Pedro Martínez Pírez
Il prossimo 20 giugno segnerà cinque mesi della nuova amministrazione statunitense il cui candidato e ora presidente, Joe Biden, ha annunciato durante la campagna elettorale che avrebbe modificato la crudele politica verso Cuba lasciata dal suo predecessore, Donald Trump.
Ma sono stati cinque mesi di inazione e complicità di un governo che 72 ore dopo, il 23 giugno, dovrà prepararsi ad affrontare una nuova sconfitta all’Assemblea Generale ONU a New York, quando la maggioranza del mondo chiederà a Washington di porre fine al criminale, illegale ed extraterritoriale blocco yankee contro Cuba.
E anche se la sordità di Washington si è estesa durante gli ultimi sei decenni, è stato nel 1992 quando, su richiesta di Cuba e della maggioranza delle nazioni del mondo, l’ONU ha iniziato formalmente ad esigere dagli Stati Uniti, anno dopo anno, la fine di un blocco che ha causato immensi danni economici al popolo cubano e anche agli imprenditori USA, europei e del resto dell’Universo.

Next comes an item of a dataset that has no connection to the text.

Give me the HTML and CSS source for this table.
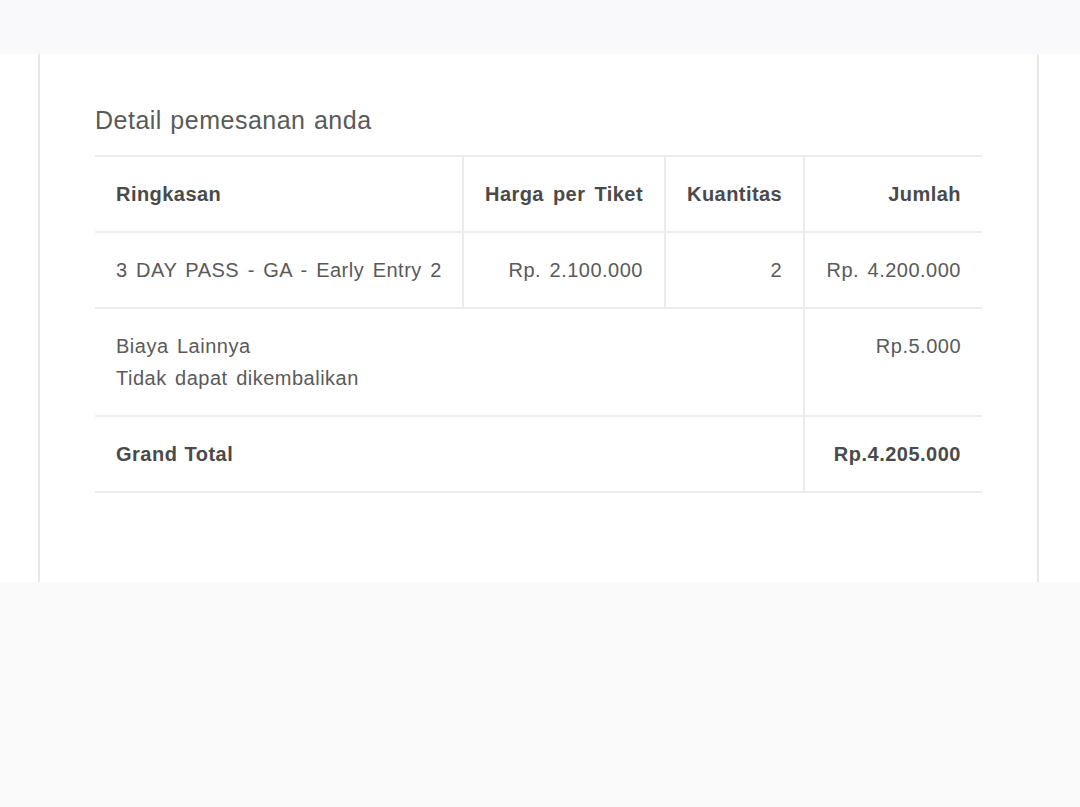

Più di sessant’anni di una politica crudele, che si può definire genocida, contro una piccola nazione vicina, alla quale i politici del Nord rifiutano di riconoscere la sua sovranità e indipendenza, abituati durante la storia a rompere la sua dignità e integrità, una prova della quale è l’esistenza della base militare mantenuta dagli yankee nel territorio cubano di Guantanamo, che fu imposta a Cuba come condizione per il ritiro delle truppe statunitensi nel lontano anno 1902, quando nacque la Repubblica Cubana, mutilata.
E se i quattro anni del mandato del repubblicano Donald Trump sono stati crudeli, quando il blocco yankee contro Cuba è stato intensificato fino a limiti senza precedenti, non meno crudeli sono stati i primi cinque mesi dell’amministrazione del democratico Joe Biden, nonostante le rivendicazioni di molte persone, istituzioni e governi del mondo, e della stessa società statunitense, in mezzo agli sforzi di Cuba per affrontare una pandemia che ha aggiunto costi materiali e umani a una nazione che resiste al dominio imperialista.
La pazienza ha dei limiti. Questo è confermato dai movimenti popolari in Perù, Colombia e Cile. I popoli resistono alla continua dominazione delle politiche neocoloniali imposte dai governi asserviti a Washington.
E come ha detto il cantautore e poeta cubano Silvio Rodríguez in una delle sue belle canzoni, il tempo è dalla parte dei piccoli.